**Provided data**
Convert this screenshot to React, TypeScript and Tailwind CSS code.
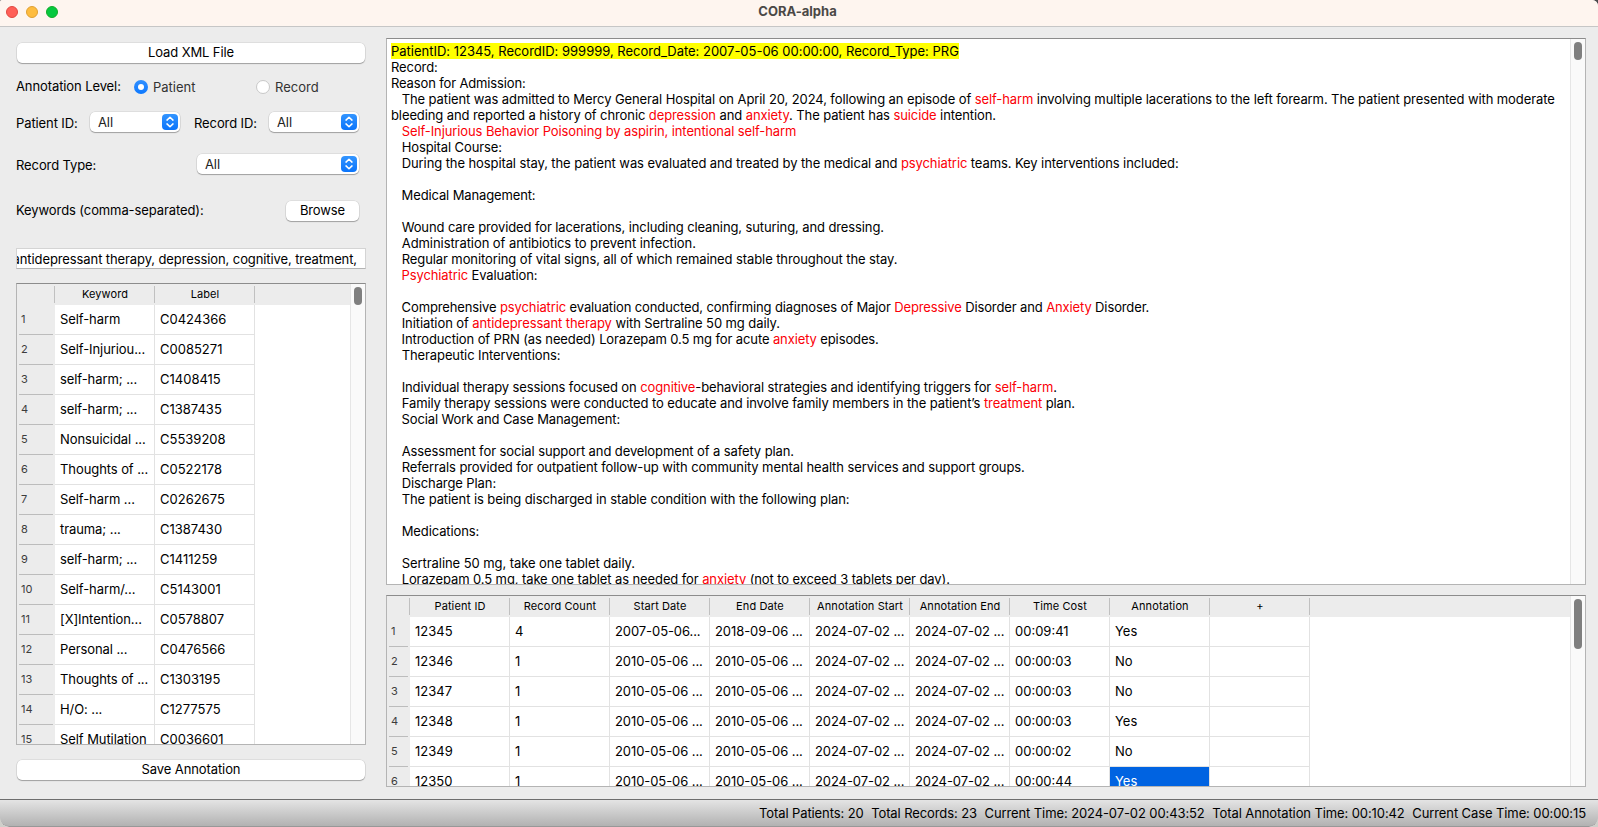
import React from "react";

type Segment = string | { hit: string };
type Line = { tracking?: string; parts: Segment[] };

const k = (hit: string) => ({ hit });

const recordLines: Line[] = [
  { parts: ["Record:"] },
  { tracking: "tracking-[-0.14px]", parts: ["Reason for Admission:"] },
  { tracking: "tracking-[-0.096px]", parts: ["   The patient was admitted to Mercy General Hospital on April 20, 2024, following an episode of ", k("self-harm"), " involving multiple lacerations to the left forearm. The patient presented with moderate"] },
  { parts: ["bleeding and reported a history of chronic ", k("depression"), " and ", k("anxiety"), ". The patient has ", k("suicide"), " intention."] },
  { parts: ["   ", k("Self-Injurious Behavior Poisoning by aspirin, intentional self-harm")] },
  { parts: ["   Hospital Course:"] },
  { tracking: "tracking-[-0.094px]", parts: ["   During the hospital stay, the patient was evaluated and treated by the medical and ", k("psychiatric"), " teams. Key interventions included:"] },
  { parts: [""] },
  { tracking: "tracking-[-0.13px]", parts: ["   Medical Management:"] },
  { parts: [""] },
  { tracking: "tracking-[-0.108px]", parts: ["   Wound care provided for lacerations, including cleaning, suturing, and dressing."] },
  { tracking: "tracking-[-0.07px]", parts: ["   Administration of antibiotics to prevent infection."] },
  { tracking: "tracking-[-0.094px]", parts: ["   Regular monitoring of vital signs, all of which remained stable throughout the stay."] },
  { tracking: "tracking-[-0.12px]", parts: ["   ", k("Psychiatric"), " Evaluation:"] },
  { parts: [""] },
  { tracking: "tracking-[-0.123px]", parts: ["   Comprehensive ", k("psychiatric"), " evaluation conducted, confirming diagnoses of Major ", k("Depressive"), " Disorder and ", k("Anxiety"), " Disorder."] },
  { tracking: "tracking-[-0.088px]", parts: ["   Initiation of ", k("antidepressant therapy"), " with Sertraline 50 mg daily."] },
  { tracking: "tracking-[-0.115px]", parts: ["   Introduction of PRN (as needed) Lorazepam 0.5 mg for acute ", k("anxiety"), " episodes."] },
  { parts: ["   Therapeutic Interventions:"] },
  { parts: [""] },
  { tracking: "tracking-[-0.107px]", parts: ["   Individual therapy sessions focused on ", k("cognitive"), "-behavioral strategies and identifying triggers for ", k("self-harm"), "."] },
  { parts: ["   Family therapy sessions were conducted to educate and involve family members in the patient’s ", k("treatment"), " plan."] },
  { tracking: "tracking-[-0.12px]", parts: ["   Social Work and Case Management:"] },
  { parts: [""] },
  { parts: ["   Assessment for social support and development of a safety plan."] },
  { parts: ["   Referrals provided for outpatient follow-up with community mental health services and support groups."] },
  { parts: ["   Discharge Plan:"] },
  { tracking: "tracking-[-0.09px]", parts: ["   The patient is being discharged in stable condition with the following plan:"] },
  { parts: [""] },
  { parts: ["   Medications:"] },
  { parts: [""] },
  { tracking: "tracking-[-0.07px]", parts: ["   Sertraline 50 mg, take one tablet daily."] },
  { parts: ["   Lorazepam 0.5 mg, take one tablet as needed for ", k("anxiety"), " (not to exceed 3 tablets per day)."] },
];

const keywords: [string, string][] = [
  ["Self-harm", "C0424366"],
  ["Self-Injuriou...", "C0085271"],
  ["self-harm; ...", "C1408415"],
  ["self-harm; ...", "C1387435"],
  ["Nonsuicidal ...", "C5539208"],
  ["Thoughts of ...", "C0522178"],
  ["Self-harm ...", "C0262675"],
  ["trauma; ...", "C1387430"],
  ["self-harm; ...", "C1411259"],
  ["Self-harm/...", "C5143001"],
  ["[X]Intention...", "C0578807"],
  ["Personal ...", "C0476566"],
  ["Thoughts of ...", "C1303195"],
  ["H/O: ...", "C1277575"],
  ["Self Mutilation", "C0036601"],
];

const patientColumns = ["Patient ID", "Record Count", "Start Date", "End Date", "Annotation Start", "Annotation End", "Time Cost", "Annotation", "+"];

const later = ["2010-05-06 ...", "2010-05-06 ...", "2024-07-02 ...", "2024-07-02 ..."];
const patients: string[][] = [
  ["12345", "4", "2007-05-06...", "2018-09-06 ...", "2024-07-02 ...", "2024-07-02 ...", "00:09:41", "Yes", ""],
  ["12346", "1", ...later, "00:00:03", "No", ""],
  ["12347", "1", ...later, "00:00:03", "No", ""],
  ["12348", "1", ...later, "00:00:03", "Yes", ""],
  ["12349", "1", ...later, "00:00:02", "No", ""],
  ["12350", "1", ...later, "00:00:44", "Yes", ""],
];

const panel = "border border-[#b4b4b4] border-t-[#8c8c8c] bg-white";
const control = "rounded-[5px] bg-white shadow-[0_0_0_0.5px_rgba(0,0,0,0.12),0_1px_1px_rgba(0,0,0,0.28)]";

function PushButton({ children, className }: { children: React.ReactNode; className: string }) {
  return <button className={`${control} flex h-5 items-center justify-center pb-[2px] ${className}`}>{children}</button>;
}

function Select({ className }: { className: string }) {
  return (
    <div className={`${control} flex h-5 items-center justify-between pl-2 pr-[2px] text-[#222] ${className}`}>
      <span>All</span>
      <svg className="h-4 w-4" viewBox="0 0 16 16" fill="none">
        <defs>
          <linearGradient id="stepper" x1="0" y1="0" x2="0" y2="1">
            <stop offset="0" stopColor="#3395ff" />
            <stop offset="1" stopColor="#0a74fb" />
          </linearGradient>
        </defs>
        <rect width="16" height="16" rx="4" fill="url(#stepper)" />
        <path d="M5 6.1 8 3.2l3 2.9M5 9.9l3 2.9 3-2.9" stroke="#fff" strokeWidth="1.5" strokeLinecap="round" strokeLinejoin="round" />
      </svg>
    </div>
  );
}

function Scrollbar({ thumb }: { thumb: string }) {
  return (
    <div className="w-[15px] shrink-0 border-l border-[#e6e6e6] bg-[#fafafa] pl-[3px] pt-[3px]">
      <div className={`w-2 rounded-full bg-[#7f7f7f] ${thumb}`} />
    </div>
  );
}

function cellTracking(text: string) {
  if (/^(20|[^0-9]*\.\.\.$)/.test(text)) return "tracking-[-0.08px]";
  return /[a-z]{3}/.test(text) ? "tracking-[-0.08px]" : "tracking-normal";
}

function Grid({ columns, rows, gutter, selected }: { columns: string[]; rows: string[][]; gutter: string; selected?: [number, number] }) {
  return (
    <div className="min-w-0 flex-1 overflow-hidden">
      <div className="flex h-[21px] bg-[#ececec] pb-[2px] pt-[2px] text-[11px]">
        <div className={`${gutter} shrink-0 border-r border-[#c0c0c0]`} />
        {columns.map((c) => (
          <div key={c} className="flex w-[100px] shrink-0 items-center justify-center whitespace-nowrap border-r border-[#c0c0c0] pb-px pl-px tracking-[0.1px]">
            {c}
          </div>
        ))}
      </div>
      {rows.map((row, r) => (
        <div key={r} className="flex h-[30px]">
          <div className={`${gutter} shrink-0 bg-[#ececec] pl-[2px] pr-[2px]`}>
            <div className="flex h-[30px] items-center border-b border-[#bcbcbc] pb-px pl-[2px] text-[11px] tracking-[0.1px] text-[#3c3c3c]">{r + 1}</div>
          </div>
          {row.map((cell, c) => (
            <div
              key={c}
              className={`flex w-[100px] shrink-0 items-center whitespace-nowrap border-b border-r border-[#e2e2e2] pb-px pl-[5px] ${cellTracking(cell)} ${
                selected && selected[0] === r && selected[1] === c ? "bg-[#0063e1] text-white" : ""
              }`}
            >
              {cell}
            </div>
          ))}
        </div>
      ))}
    </div>
  );
}

function Radio({ label, checked }: { label: string; checked?: boolean }) {
  return (
    <div className="flex items-center gap-[5px] text-[#333]">
      {checked ? (
        <span className="flex h-3.5 w-3.5 items-center justify-center rounded-full bg-gradient-to-b from-[#3090ff] to-[#0a78ff]">
          <span className="h-1.5 w-1.5 rounded-full bg-white" />
        </span>
      ) : (
        <span className="h-3.5 w-3.5 rounded-full border border-[#c8c8c8] bg-white" />
      )}
      <span className="tracking-normal">{label}</span>
    </div>
  );
}

export default function App() {
  return (
    <div className="h-[827px] w-[1598px] overflow-hidden bg-gradient-to-b from-[#4a4a4c] from-50% to-[#cfcfca] to-50% font-[Inter,'Liberation_Sans',sans-serif] text-[13px] leading-4 tracking-[-0.1px] text-black">
      <div className="flex h-full flex-col overflow-hidden rounded-b-[9px] rounded-tl-[2px] rounded-tr-[6px] bg-[#ececec]">
        <header className="grid h-[27px] shrink-0 grid-cols-3 items-center border-b border-[#c6c6c6] bg-[#fef5ef]">
          <div className="flex gap-2 pb-[2px] pl-1.5">
            <span className="h-3 w-3 rounded-full border border-[#e14840] bg-[#ff5f57]" />
            <span className="h-3 w-3 rounded-full border border-[#e0a032] bg-[#febc3e]" />
            <span className="h-3 w-3 rounded-full border border-[#12ac28] bg-[#05c83f]" />
          </div>
          <h1 className="pb-1 pr-[3px] text-center font-bold tracking-normal text-[#4b4846]">CORA-alpha</h1>
        </header>

        <main className="flex min-h-0 flex-1 gap-[20px] pb-[12px] pl-4 pr-[12px] pt-[11px]">
          <aside className="flex w-[350px] shrink-0 flex-col pb-1.5">
            <PushButton className="mx-px mt-[5px] shrink-0">Load XML File</PushButton>

            <div className="mt-[14px] flex h-5 items-center whitespace-nowrap">
              <span className="w-[118px] pb-[2px]">Annotation Level:</span>
              <div className="w-[122px]"><Radio label="Patient" checked /></div>
              <Radio label="Record" />
            </div>

            <div className="mt-[15px] flex h-5 items-center whitespace-nowrap">
              <span className="w-[74px] pt-[2px]">Patient ID:</span>
              <Select className="w-[90px]" />
              <span className="ml-[14px] w-[75px] pt-[2px]">Record ID:</span>
              <Select className="w-[90px]" />
            </div>

            <div className="mt-[22px] flex h-5 items-center">
              <span className="w-[181px] pt-[2px]">Record Type:</span>
              <Select className="w-[162px]" />
            </div>

            <div className="mt-[27px] flex h-5 items-center justify-between pr-[7px]">
              <span className="pb-[2px]">Keywords (comma-separated):</span>
              <PushButton className="w-[73px]">Browse</PushButton>
            </div>

            <div className="mt-[27px] flex h-[21px] shrink-0 items-center justify-end overflow-hidden whitespace-nowrap border border-[#d4d4d4] border-b-[#b4b4b4] bg-white pr-2 pt-px">
              <span>antidepressant therapy, depression, cognitive, treatment,</span>
            </div>

            <section className={`${panel} mt-[14px] flex h-[462px] shrink-0 overflow-hidden`}>
              <Grid columns={["Keyword", "Label"]} rows={keywords} gutter="w-[38px]" />
              <Scrollbar thumb="h-[18px]" />
            </section>

            <PushButton className="mx-px mt-[15px] shrink-0">Save Annotation</PushButton>
          </aside>

          <div className="flex w-[1200px] shrink-0 flex-col">
            <section className={`${panel} flex h-[547px] shrink-0 overflow-hidden`}>
              <div className="flex-1 overflow-hidden pl-1 pt-1">
                <div className="h-4 whitespace-pre tracking-[-0.01px]">
                  <span className="inline-block bg-[#ffff00]">PatientID: 12345, RecordID: 999999, Record_Date: 2007-05-06 00:00:00, Record_Type: PRG</span>
                </div>
                {recordLines.map((line, i) => (
                  <div key={i} className={`h-4 whitespace-pre ${line.tracking ?? ""}`}>
                    {line.parts.map((p, j) => (typeof p === "string" ? p : <span key={j} className="text-[#fb0007]">{p.hit}</span>))}
                  </div>
                ))}
              </div>
              <Scrollbar thumb="h-[18px]" />
            </section>

            <section className={`${panel} mt-[10px] flex h-[192px] shrink-0 overflow-hidden`}>
              <Grid columns={patientColumns} rows={patients} gutter="w-[23px]" selected={[5, 7]} />
              <Scrollbar thumb="h-[50px]" />
            </section>
          </div>
        </main>

        <footer className="flex h-[28px] shrink-0 items-center justify-end gap-[7.6px] whitespace-nowrap rounded-b-[9px] border-b border-t border-b-[#989898] border-t-[#6e6e6e] bg-gradient-to-b from-[#e4e4e4] to-[#b2b2b2] pr-3">
          <span>Total Patients: 20</span>
          <span>Total Records: 23</span>
          <span>Current Time: 2024-07-02 00:43:52</span>
          <span>Total Annotation Time: 00:10:42</span>
          <span>Current Case Time: 00:00:15</span>
        </footer>
      </div>
    </div>
  );
}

**Task description**
Write out nothing but the lines from the start of the data through the line with "const k = (hit: string)". Leave out the pictures.

**Exercise output**
Convert this screenshot to React, TypeScript and Tailwind CSS code.
import React from "react";

type Segment = string | { hit: string };
type Line = { tracking?: string; parts: Segment[] };

const k = (hit: string) => ({ hit });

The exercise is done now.